## begin

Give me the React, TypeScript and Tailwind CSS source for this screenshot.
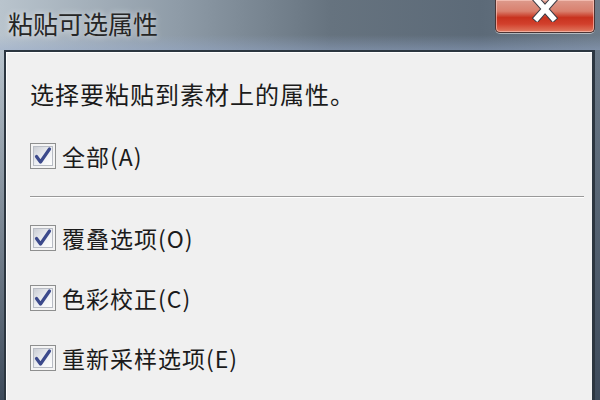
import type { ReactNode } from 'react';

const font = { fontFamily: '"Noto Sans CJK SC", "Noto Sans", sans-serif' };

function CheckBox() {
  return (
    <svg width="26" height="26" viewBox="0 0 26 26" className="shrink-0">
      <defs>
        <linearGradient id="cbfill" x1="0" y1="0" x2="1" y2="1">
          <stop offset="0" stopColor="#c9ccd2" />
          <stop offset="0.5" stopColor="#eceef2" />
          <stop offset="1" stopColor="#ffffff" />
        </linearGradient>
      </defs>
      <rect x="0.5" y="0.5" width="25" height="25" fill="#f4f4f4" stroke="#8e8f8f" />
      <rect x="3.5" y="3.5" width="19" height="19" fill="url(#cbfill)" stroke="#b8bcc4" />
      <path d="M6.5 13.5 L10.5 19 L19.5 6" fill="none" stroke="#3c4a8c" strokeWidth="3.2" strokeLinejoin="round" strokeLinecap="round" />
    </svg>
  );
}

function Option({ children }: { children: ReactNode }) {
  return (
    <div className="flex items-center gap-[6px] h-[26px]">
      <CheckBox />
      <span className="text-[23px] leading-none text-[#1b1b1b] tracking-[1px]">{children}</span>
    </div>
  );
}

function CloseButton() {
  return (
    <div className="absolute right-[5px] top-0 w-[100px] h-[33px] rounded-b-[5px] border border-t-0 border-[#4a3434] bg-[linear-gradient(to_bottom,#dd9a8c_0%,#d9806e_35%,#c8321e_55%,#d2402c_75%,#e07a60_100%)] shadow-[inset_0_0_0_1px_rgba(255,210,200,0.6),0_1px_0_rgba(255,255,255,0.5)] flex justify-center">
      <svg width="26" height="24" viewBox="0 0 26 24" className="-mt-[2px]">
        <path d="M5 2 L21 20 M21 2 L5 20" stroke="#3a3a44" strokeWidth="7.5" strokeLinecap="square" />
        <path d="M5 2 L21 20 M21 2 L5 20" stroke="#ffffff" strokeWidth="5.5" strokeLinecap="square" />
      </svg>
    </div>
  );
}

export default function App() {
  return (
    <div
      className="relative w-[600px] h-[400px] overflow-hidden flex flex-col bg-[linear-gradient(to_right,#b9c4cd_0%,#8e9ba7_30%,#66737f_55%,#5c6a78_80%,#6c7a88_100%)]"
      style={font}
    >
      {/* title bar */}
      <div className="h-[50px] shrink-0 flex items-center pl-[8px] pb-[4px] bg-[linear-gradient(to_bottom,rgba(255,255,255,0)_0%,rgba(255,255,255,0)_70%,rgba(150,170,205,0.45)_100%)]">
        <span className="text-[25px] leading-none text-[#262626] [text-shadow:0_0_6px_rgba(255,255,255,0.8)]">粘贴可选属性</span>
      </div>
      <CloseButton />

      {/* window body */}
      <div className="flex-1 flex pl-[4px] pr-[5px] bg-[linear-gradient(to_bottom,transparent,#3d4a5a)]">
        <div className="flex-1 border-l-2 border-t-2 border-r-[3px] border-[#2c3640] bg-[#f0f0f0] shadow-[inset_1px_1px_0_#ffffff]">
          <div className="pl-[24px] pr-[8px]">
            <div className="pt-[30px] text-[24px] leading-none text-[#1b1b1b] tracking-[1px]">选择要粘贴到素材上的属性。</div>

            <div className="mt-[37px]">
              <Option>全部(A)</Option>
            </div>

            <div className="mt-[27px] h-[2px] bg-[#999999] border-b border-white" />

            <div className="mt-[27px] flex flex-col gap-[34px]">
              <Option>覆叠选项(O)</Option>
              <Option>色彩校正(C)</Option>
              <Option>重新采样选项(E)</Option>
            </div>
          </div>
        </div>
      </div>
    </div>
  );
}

## end

_INSTRUCTIONS FOR THE TASK:_
From the material above, reproduce everything verbatim except the pictures.

_WRITTEN RESPONSE:_
Give me the React, TypeScript and Tailwind CSS source for this screenshot.
import type { ReactNode } from 'react';

const font = { fontFamily: '"Noto Sans CJK SC", "Noto Sans", sans-serif' };

function CheckBox() {
  return (
    <svg width="26" height="26" viewBox="0 0 26 26" className="shrink-0">
      <defs>
        <linearGradient id="cbfill" x1="0" y1="0" x2="1" y2="1">
          <stop offset="0" stopColor="#c9ccd2" />
          <stop offset="0.5" stopColor="#eceef2" />
          <stop offset="1" stopColor="#ffffff" />
        </linearGradient>
      </defs>
      <rect x="0.5" y="0.5" width="25" height="25" fill="#f4f4f4" stroke="#8e8f8f" />
      <rect x="3.5" y="3.5" width="19" height="19" fill="url(#cbfill)" stroke="#b8bcc4" />
      <path d="M6.5 13.5 L10.5 19 L19.5 6" fill="none" stroke="#3c4a8c" strokeWidth="3.2" strokeLinejoin="round" strokeLinecap="round" />
    </svg>
  );
}

function Option({ children }: { children: ReactNode }) {
  return (
    <div className="flex items-center gap-[6px] h-[26px]">
      <CheckBox />
      <span className="text-[23px] leading-none text-[#1b1b1b] tracking-[1px]">{children}</span>
    </div>
  );
}

function CloseButton() {
  return (
    <div className="absolute right-[5px] top-0 w-[100px] h-[33px] rounded-b-[5px] border border-t-0 border-[#4a3434] bg-[linear-gradient(to_bottom,#dd9a8c_0%,#d9806e_35%,#c8321e_55%,#d2402c_75%,#e07a60_100%)] shadow-[inset_0_0_0_1px_rgba(255,210,200,0.6),0_1px_0_rgba(255,255,255,0.5)] flex justify-center">
      <svg width="26" height="24" viewBox="0 0 26 24" className="-mt-[2px]">
        <path d="M5 2 L21 20 M21 2 L5 20" stroke="#3a3a44" strokeWidth="7.5" strokeLinecap="square" />
        <path d="M5 2 L21 20 M21 2 L5 20" stroke="#ffffff" strokeWidth="5.5" strokeLinecap="square" />
      </svg>
    </div>
  );
}

export default function App() {
  return (
    <div
      className="relative w-[600px] h-[400px] overflow-hidden flex flex-col bg-[linear-gradient(to_right,#b9c4cd_0%,#8e9ba7_30%,#66737f_55%,#5c6a78_80%,#6c7a88_100%)]"
      style={font}
    >
      {/* title bar */}
      <div className="h-[50px] shrink-0 flex items-center pl-[8px] pb-[4px] bg-[linear-gradient(to_bottom,rgba(255,255,255,0)_0%,rgba(255,255,255,0)_70%,rgba(150,170,205,0.45)_100%)]">
        <span className="text-[25px] leading-none text-[#262626] [text-shadow:0_0_6px_rgba(255,255,255,0.8)]">粘贴可选属性</span>
      </div>
      <CloseButton />

      {/* window body */}
      <div className="flex-1 flex pl-[4px] pr-[5px] bg-[linear-gradient(to_bottom,transparent,#3d4a5a)]">
        <div className="flex-1 border-l-2 border-t-2 border-r-[3px] border-[#2c3640] bg-[#f0f0f0] shadow-[inset_1px_1px_0_#ffffff]">
          <div className="pl-[24px] pr-[8px]">
            <div className="pt-[30px] text-[24px] leading-none text-[#1b1b1b] tracking-[1px]">选择要粘贴到素材上的属性。</div>

            <div className="mt-[37px]">
              <Option>全部(A)</Option>
            </div>

            <div className="mt-[27px] h-[2px] bg-[#999999] border-b border-white" />

            <div className="mt-[27px] flex flex-col gap-[34px]">
              <Option>覆叠选项(O)</Option>
              <Option>色彩校正(C)</Option>
              <Option>重新采样选项(E)</Option>
            </div>
          </div>
        </div>
      </div>
    </div>
  );
}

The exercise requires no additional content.